I do this with groceries a lot. I write down every little thing that is getting low and put it on the list. I did this several weeks ago with a favorite hot sauce. In reality, the current bottle still has a long way to go before it’s empty, so it really just tacked an unnecessary $5 to my costs. And guess what? If I’m out of the ingredients for one dish, there are usually plenty of ingredients for another dish! I always get caught up focusing on the “lack” and not focusing on the “abundance”. Hence, it’s probably been over a  year since I hit my grocery budget goals. I’ve considered challenging myself to eat everything I have before buying more.

There’s something to be said for buying higher quality things at a higher upfront cost than buying lower quality things at lower upfront cost. But this is a complex topic because measuring quality is extremely difficult. Some things are easily broken or lost, too, and price truly is not a great discriminator. Case in point, the expensive towels I bought last year are already starting to undo themselves at the seems, which really sucks. Perhaps a little sewing kit could save the day, but for the price I paid, I shouldn’t be dealing with that crap one year later.

I may have mentioned this before, and it won’t be the case for everyone, but when I axed Amazon Prime last year, I magically found myself spending less money on Amazon. By NOT having access to free two-day shipping, I was, unbeknownst to myself, putting my desires to the test. “Do you really want this if it’s going to take 5-8 business days to arrive?” Turns out the answer was usually ‘no’. I’ve saved a ton of money because of this. You don’t think there’s a catch? They wouldn’t do the free two-day shipping if it didn’t make them more money. In this case it feeds off of the spending cycle, and human impatience, to increase purchase frequency. Good for them, unlikely to be good for you (unless Amazon is like your substitute grocery store, or something like that).

One more note on rushed spending: it has become very, VERY popular this past year for companies to ask you if you’d like to “round up” your total to the nearest dollar for XYZ organization or non-profit. I hate this. I always tell them no, because I don’t have the time or the desire to research whether XYZ is full of crooks or not. They feed off of the “rush” to finish the transaction, and they also feed off the assumption that people don’t value their change. I do. That’s why I have $80 worth of change in my coin counter right now.

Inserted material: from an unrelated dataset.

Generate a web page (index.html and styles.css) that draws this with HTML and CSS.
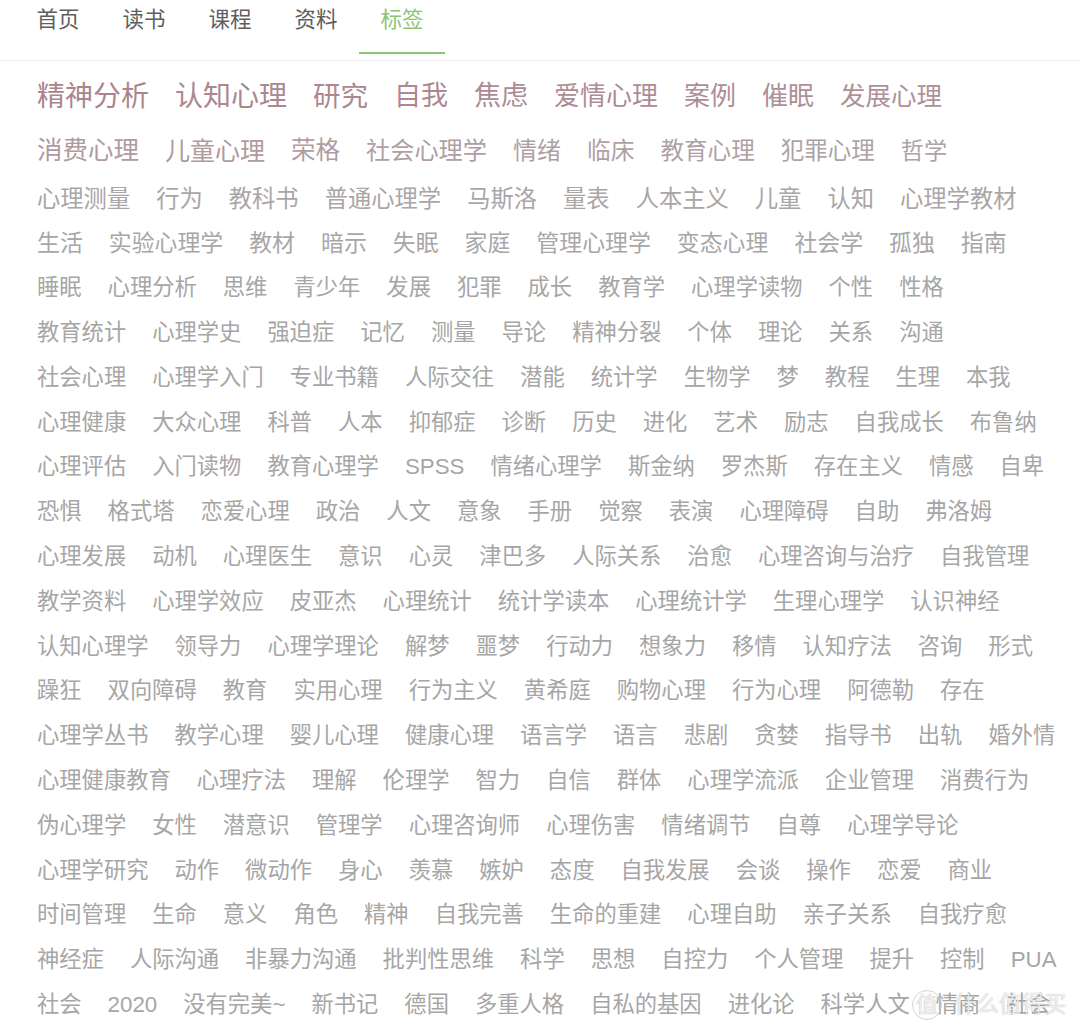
FILE: index.html
```html
<!DOCTYPE html>
<html lang="zh-CN">
<head>
<meta charset="utf-8">
<title>标签</title>
<link rel="stylesheet" href="styles.css">
</head>
<body>
<nav class="nav">
  <a class="tab">首页</a>
  <a class="tab">读书</a>
  <a class="tab">课程</a>
  <a class="tab">资料</a>
  <a class="tab active">标签</a>
</nav>
<main class="tags">
  <div class="row r1">
    <a class="tag" style="font-size:28px;color:#ab858e">精神分析</a>
    <a class="tag" style="font-size:28px;color:#ab8790">认知心理</a>
    <a class="tag" style="font-size:27.5px;color:#ac8891">研究</a>
    <a class="tag" style="font-size:27px;color:#ac8992">自我</a>
    <a class="tag" style="font-size:27px;color:#ad8b93">焦虑</a>
    <a class="tag" style="font-size:26px;color:#ad8c94">爱情心理</a>
    <a class="tag" style="font-size:26px;color:#ad8e96">案例</a>
    <a class="tag" style="font-size:26px;color:#ae9097">催眠</a>
    <a class="tag" style="font-size:25.5px;color:#ae9198">发展心理</a>
  </div>
  <div class="row r2">
    <a class="tag" style="font-size:25.5px;color:#b0999f">消费心理</a>
    <a class="tag" style="font-size:25px;color:#b09aa0">儿童心理</a>
    <a class="tag" style="font-size:24.5px;color:#b09ca1">荣格</a>
    <a class="tag" style="font-size:24.2px;color:#af9ea3">社会心理学</a>
    <a class="tag" style="font-size:24px;color:#af9fa4">情绪</a>
    <a class="tag" style="font-size:23.7px;color:#aea1a5">临床</a>
    <a class="tag" style="font-size:23.6px;color:#aea2a5">教育心理</a>
    <a class="tag" style="font-size:23.5px;color:#ada3a6">犯罪心理</a>
    <a class="tag" style="font-size:23.2px;color:#aca4a6">哲学</a>
  </div>
  <div class="row r3">
    <a class="tag">心理测量</a><a class="tag">行为</a><a class="tag">教科书</a><a class="tag">普通心理学</a><a class="tag">马斯洛</a><a class="tag">量表</a><a class="tag">人本主义</a><a class="tag">儿童</a><a class="tag">认知</a><a class="tag">心理学教材</a>
  </div>
  <div class="row r4">
    <a class="tag">生活</a><a class="tag">实验心理学</a><a class="tag">教材</a><a class="tag">暗示</a><a class="tag">失眠</a><a class="tag">家庭</a><a class="tag">管理心理学</a><a class="tag">变态心理</a><a class="tag">社会学</a><a class="tag">孤独</a><a class="tag">指南</a>
  </div>
  <div class="row">
    <a class="tag">睡眠</a><a class="tag">心理分析</a><a class="tag">思维</a><a class="tag">青少年</a><a class="tag">发展</a><a class="tag">犯罪</a><a class="tag">成长</a><a class="tag">教育学</a><a class="tag">心理学读物</a><a class="tag">个性</a><a class="tag">性格</a>
  </div>
  <div class="row">
    <a class="tag">教育统计</a><a class="tag">心理学史</a><a class="tag">强迫症</a><a class="tag">记忆</a><a class="tag">测量</a><a class="tag">导论</a><a class="tag">精神分裂</a><a class="tag">个体</a><a class="tag">理论</a><a class="tag">关系</a><a class="tag">沟通</a>
  </div>
  <div class="row">
    <a class="tag">社会心理</a><a class="tag">心理学入门</a><a class="tag">专业书籍</a><a class="tag">人际交往</a><a class="tag">潜能</a><a class="tag">统计学</a><a class="tag">生物学</a><a class="tag">梦</a><a class="tag">教程</a><a class="tag">生理</a><a class="tag">本我</a>
  </div>
  <div class="row">
    <a class="tag">心理健康</a><a class="tag">大众心理</a><a class="tag">科普</a><a class="tag">人本</a><a class="tag">抑郁症</a><a class="tag">诊断</a><a class="tag">历史</a><a class="tag">进化</a><a class="tag">艺术</a><a class="tag">励志</a><a class="tag">自我成长</a><a class="tag">布鲁纳</a>
  </div>
  <div class="row">
    <a class="tag">心理评估</a><a class="tag">入门读物</a><a class="tag">教育心理学</a><a class="tag">SPSS</a><a class="tag">情绪心理学</a><a class="tag">斯金纳</a><a class="tag">罗杰斯</a><a class="tag">存在主义</a><a class="tag">情感</a><a class="tag">自卑</a>
  </div>
  <div class="row">
    <a class="tag">恐惧</a><a class="tag">格式塔</a><a class="tag">恋爱心理</a><a class="tag">政治</a><a class="tag">人文</a><a class="tag">意象</a><a class="tag">手册</a><a class="tag">觉察</a><a class="tag">表演</a><a class="tag">心理障碍</a><a class="tag">自助</a><a class="tag">弗洛姆</a>
  </div>
  <div class="row">
    <a class="tag">心理发展</a><a class="tag">动机</a><a class="tag">心理医生</a><a class="tag">意识</a><a class="tag">心灵</a><a class="tag">津巴多</a><a class="tag">人际关系</a><a class="tag">治愈</a><a class="tag">心理咨询与治疗</a><a class="tag">自我管理</a>
  </div>
  <div class="row">
    <a class="tag">教学资料</a><a class="tag">心理学效应</a><a class="tag">皮亚杰</a><a class="tag">心理统计</a><a class="tag">统计学读本</a><a class="tag">心理统计学</a><a class="tag">生理心理学</a><a class="tag">认识神经</a>
  </div>
  <div class="row">
    <a class="tag">认知心理学</a><a class="tag">领导力</a><a class="tag">心理学理论</a><a class="tag">解梦</a><a class="tag">噩梦</a><a class="tag">行动力</a><a class="tag">想象力</a><a class="tag">移情</a><a class="tag">认知疗法</a><a class="tag">咨询</a><a class="tag">形式</a>
  </div>
  <div class="row">
    <a class="tag">躁狂</a><a class="tag">双向障碍</a><a class="tag">教育</a><a class="tag">实用心理</a><a class="tag">行为主义</a><a class="tag">黄希庭</a><a class="tag">购物心理</a><a class="tag">行为心理</a><a class="tag">阿德勒</a><a class="tag">存在</a>
  </div>
  <div class="row">
    <a class="tag">心理学丛书</a><a class="tag">教学心理</a><a class="tag">婴儿心理</a><a class="tag">健康心理</a><a class="tag">语言学</a><a class="tag">语言</a><a class="tag">悲剧</a><a class="tag">贪婪</a><a class="tag">指导书</a><a class="tag">出轨</a><a class="tag">婚外情</a>
  </div>
  <div class="row">
    <a class="tag">心理健康教育</a><a class="tag">心理疗法</a><a class="tag">理解</a><a class="tag">伦理学</a><a class="tag">智力</a><a class="tag">自信</a><a class="tag">群体</a><a class="tag">心理学流派</a><a class="tag">企业管理</a><a class="tag">消费行为</a>
  </div>
  <div class="row">
    <a class="tag">伪心理学</a><a class="tag">女性</a><a class="tag">潜意识</a><a class="tag">管理学</a><a class="tag">心理咨询师</a><a class="tag">心理伤害</a><a class="tag">情绪调节</a><a class="tag">自尊</a><a class="tag">心理学导论</a>
  </div>
  <div class="row">
    <a class="tag">心理学研究</a><a class="tag">动作</a><a class="tag">微动作</a><a class="tag">身心</a><a class="tag">羡慕</a><a class="tag">嫉妒</a><a class="tag">态度</a><a class="tag">自我发展</a><a class="tag">会谈</a><a class="tag">操作</a><a class="tag">恋爱</a><a class="tag">商业</a>
  </div>
  <div class="row">
    <a class="tag">时间管理</a><a class="tag">生命</a><a class="tag">意义</a><a class="tag">角色</a><a class="tag">精神</a><a class="tag">自我完善</a><a class="tag">生命的重建</a><a class="tag">心理自助</a><a class="tag">亲子关系</a><a class="tag">自我疗愈</a>
  </div>
  <div class="row">
    <a class="tag">神经症</a><a class="tag">人际沟通</a><a class="tag">非暴力沟通</a><a class="tag">批判性思维</a><a class="tag">科学</a><a class="tag">思想</a><a class="tag">自控力</a><a class="tag">个人管理</a><a class="tag">提升</a><a class="tag">控制</a><a class="tag">PUA</a>
  </div>
  <div class="row">
    <a class="tag">社会</a><a class="tag">2020</a><a class="tag">没有完美~</a><a class="tag">新书记</a><a class="tag">德国</a><a class="tag">多重人格</a><a class="tag">自私的基因</a><a class="tag">进化论</a><a class="tag">科学人文</a><a class="tag">情商</a><a class="tag">社会</a>
  </div>
</main>
<div class="watermark"><span class="wm-logo">值</span><span class="wm-text">什么值得买</span></div>
</body>
</html>
```

FILE: styles.css
```css
html, body {
  margin: 0;
  padding: 0;
  background: #ffffff;
}
body {
  position: relative;
  width: 1080px;
  height: 1034px;
  overflow: hidden;
  font-family: "Liberation Sans", "Noto Sans CJK SC", sans-serif;
}
.nav {
  display: flex;
  height: 60px;
  padding-left: 15px;
  border-bottom: 1px solid #ececec;
}
.tab {
  width: 86px;
  height: 52px;
  line-height: 40px;
  text-align: center;
  font-size: 21.5px;
  color: #5e5e5e;
  border-bottom: 2px solid transparent;
}
.tab.active {
  color: #8dc572;
  border-bottom-color: #8dc572;
}
.tags {
  padding: 7.5px 0 0 37px;
}
.row {
  display: flex;
  align-items: center;
  column-gap: 26px;
  height: 44.8px;
  white-space: nowrap;
}
.row.r1 { height: 57px; }
.row.r2 { height: 51px; }
.row.r3 { height: 45px; }
.tag {
  display: block;
  line-height: 1.3;
  font-size: 22.3px;
  color: #a6a6a6;
}
.r3 .tag { font-size: 23.3px; color: #aaa5a7; }
.r4 .tag { font-size: 22.9px; color: #a8a6a7; }
.watermark {
  position: absolute;
  left: 912px;
  top: 988px;
  display: flex;
  align-items: center;
  gap: 12px;
  color: rgba(255, 255, 255, 0.8);
  text-shadow: 0 0 1px rgba(90, 90, 90, 0.55);
}
.wm-logo {
  width: 28px;
  height: 28px;
  border-radius: 50%;
  border: 1.5px solid rgba(200, 200, 200, 0.8);
  font-size: 22px;
  line-height: 28px;
  text-align: center;
}
.wm-text {
  font-size: 22.5px;
  line-height: 34px;
}
```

Anyway. Pay attention to cycles. I think there’s a tremendous amount to learn here, and I feel like there’s a lot I’m missing.

$80 of change

Financially Bored

Bored or plotting world domination?

So I hit my target savings rate. Then I maxed out the 401k. Then I started working on the Roth IRA. Then I started working on my giving fund, the G-IRA. Then I finally waded through the garbage dump of red tape required to invest some of my HSA. But then what? And then what after that?

I log into my Vanguard account for the lulz. Up, down. Up, down. It used to be fun to see the value of my investments. But just like Pavlov’s dogs, I still log into the account even though I know it doesn’t matter, even though it’s hella boring. Ooh, maybe something exciting today? Nope. There never is.

The truth is that money is not very fascinating. I enjoy personal finance and this past year has been exciting as I’ve pushed, prodded, and challenged myself on the path to the venerable 50% savings rate. But once you hit that goal, whatever yours may be, who cares? You’ll either hoard your scraps beyond that, you’ll throw it out and feel guilty, or maybe you’ll just spend it and not care. Who knows? Really it doesn’t matter, no matter how hard I try to believe otherwise.

The only thing for me to be financially excited about is the fact that I’m one paycheck away from from my first big G-IRA “distribution”. That’s cool, but consequently there’s really no movement in my own savings. Maybe I can cash out the $80 worth of coins in my coin bank and use that to round out my IRA? Sure. Woohoo. Otherwise it’s the longue durée from here, and for years to come. January will reset the clock on 401k and IRA contributions, with a estimated limit increase for IRAs, but that’s then and this is now.

I just feel like calling attention to this. There’s a lot of great things about saving lots of money, but ultimately you do get used to it and it stops feeling special.

Do you love me?

I’ve contemplated having a budget line-item for anime. I’m not even kidding you. Just once a month, pick something completely new. There’s probably a service you can subscribe to for that, but I like hard copies. My brain is slowly toying with the idea of returning to my more artistic endeavors, the stories rattling in my head, the world-building, the general enjoyment I get from writing in general. How some of the key pieces to my E.S. Asher Lego project are falling together. My not-too-sucky drawing skills even came out a few weeks ago on my roommates’ refrigerator white board.

I miss economic theory. I have a notebook at home that I once used for recording my odd and sometimes disjointed pet economic theories. Some of them I thought were really good, but the only one I have included in this blog was one on the initial, inherent, and extended costs of things, very likely subconsciously lifted from something I read in the past. The others are all in there somewhere. I saw a few books on minimum wage that may be fun to read, and not those crappy political types of books you find all over the place, like books that really investigate the issue. I miss that.

On the list of subjects I’d like to explore in this blog is the psychology of money. It’s one thing to tell people to stop pissing their money away, it’s another thing to understand why humanity is so inclined to piss their money away in the first place. But even though there will always be something to say about money, I’m pretty interested in talking about other things, too.